House Republicans on Thursday announced legislation to alter the Iran nuclear deal after President Donald Trump threatened to terminate the agreement when it comes up for recertification in April if lawmakers failed to toughen its provisions.
The measure, introduced by Republican Reps. Liz Cheney of Wyoming and Peter Roskam of Illinois, would impose an indefinite ban on ballistic missile development and require Tehran to permit "anytime, anywhere" inspections of suspected nuclear facilities.
The nuclear accord currently gives Iran up to 24 days to grant international inspectors access to a suspicious site, a provision Iran hawks have long said could buy time for Tehran to hide evidence of nuclear activity.
The new legislation would also enforce a permanent ban on Iran even nearing a path to a nuclear weapon. U.S. sanctions would immediately snap back against the regime if it did anything "to enable Iran to produce sufficient weapons-grade uranium or plutonium for a nuclear weapon in under 12 months," the bill says.
Cheney, who sits on the House Armed Services Committee, said the accord crafted by the Obama administration is "the most damaging agreement our country has ever entered" and fails to prevent Iran from obtaining a nuclear weapon.
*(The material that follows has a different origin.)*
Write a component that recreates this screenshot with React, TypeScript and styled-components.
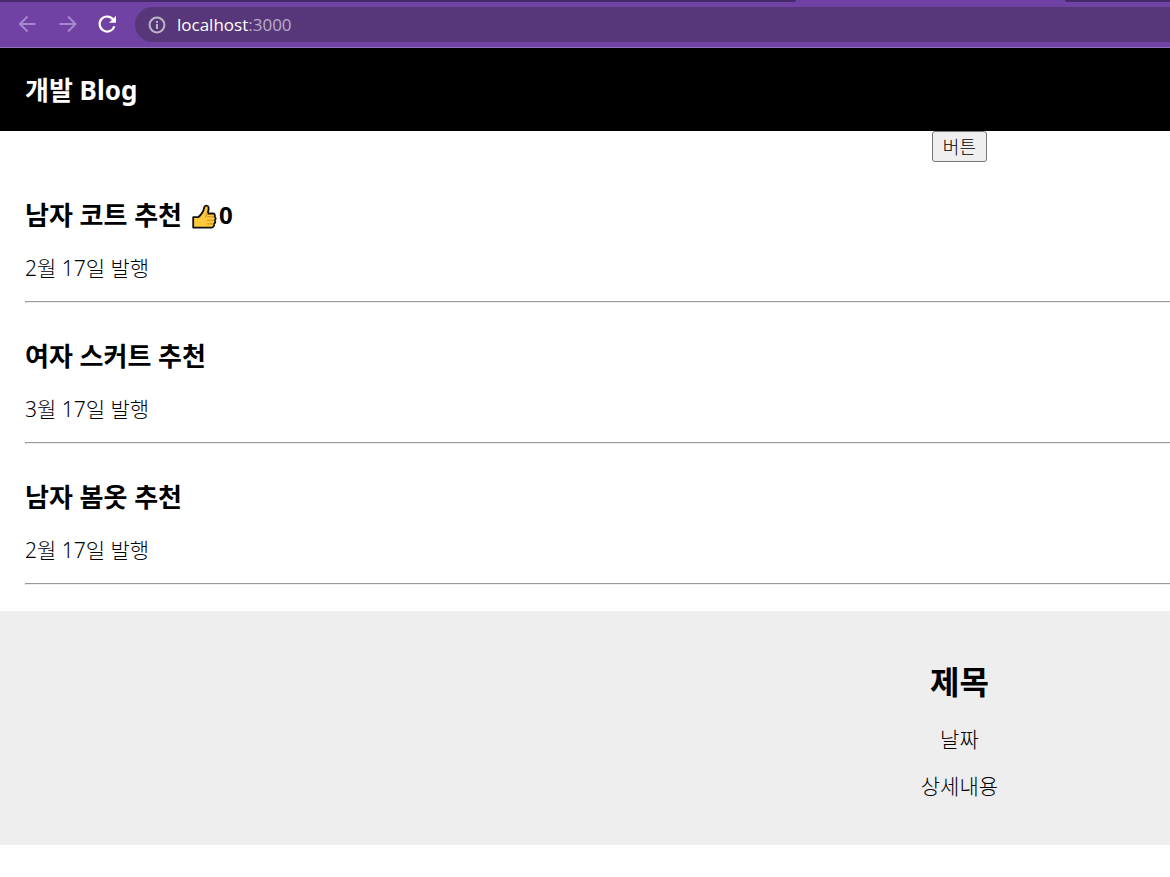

Cheney told the Washington Free Beacon on Friday the new legislation "establishes the minimum requirements that must be in any verifiable agreement in order to obtain future sanctions relief."
"Iran, the world's largest state sponsor of terror, must not be allowed to obtain nuclear weapons, and we must no longer gamble our nation's security on a dangerous agreement that provides only a false sense of security." Cheney said.
The bill also slaps sanctions on Iran for human rights abuses and its ongoing support for terrorism.
On the Senate side, Sens. Bob Corker (R., Tenn.) and Ben Cardin (D., Md.) are working on legislation to hold Iran accountable for its continued ballistic missile construction and other destabilizing activities. That bill has so far failed to gain traction among conservative Republicans and Iran hardliners who say the measure it too weak and mainly serves to prevent Trump from blowing it up.
"If what we hear about the Corker-Cardin process is true, then it doesn't do enough to deal with the present Iranian missile threat," said Behnam Ben Taleblu, a senior Iran analyst at the Foundation for the Defense of Democracies.
"I think the intention driving the House bill is to more assiduously plug loopholes in the deal and to very tightly rewrite the conditions under which the U.S. grants sanctions release to Iran and to make sure the most likely delivery vehicle toward an Iranian nuke, which is a ballistic missile, is taken into account," Taleblu said.
Trump again waived nuclear-related sanctions on Iran last week, but warned it was the "last chance" for Congress to fix the accord's "disastrous flaws," threatening an American withdrawal.
U.S. law requires the president to notify Congress every 90 days on whether Iran is adhering to the accord. The International Atomic Energy Agency (IAEA) has verified Iran's compliance and the regime last week said it would reject any changes to the deal.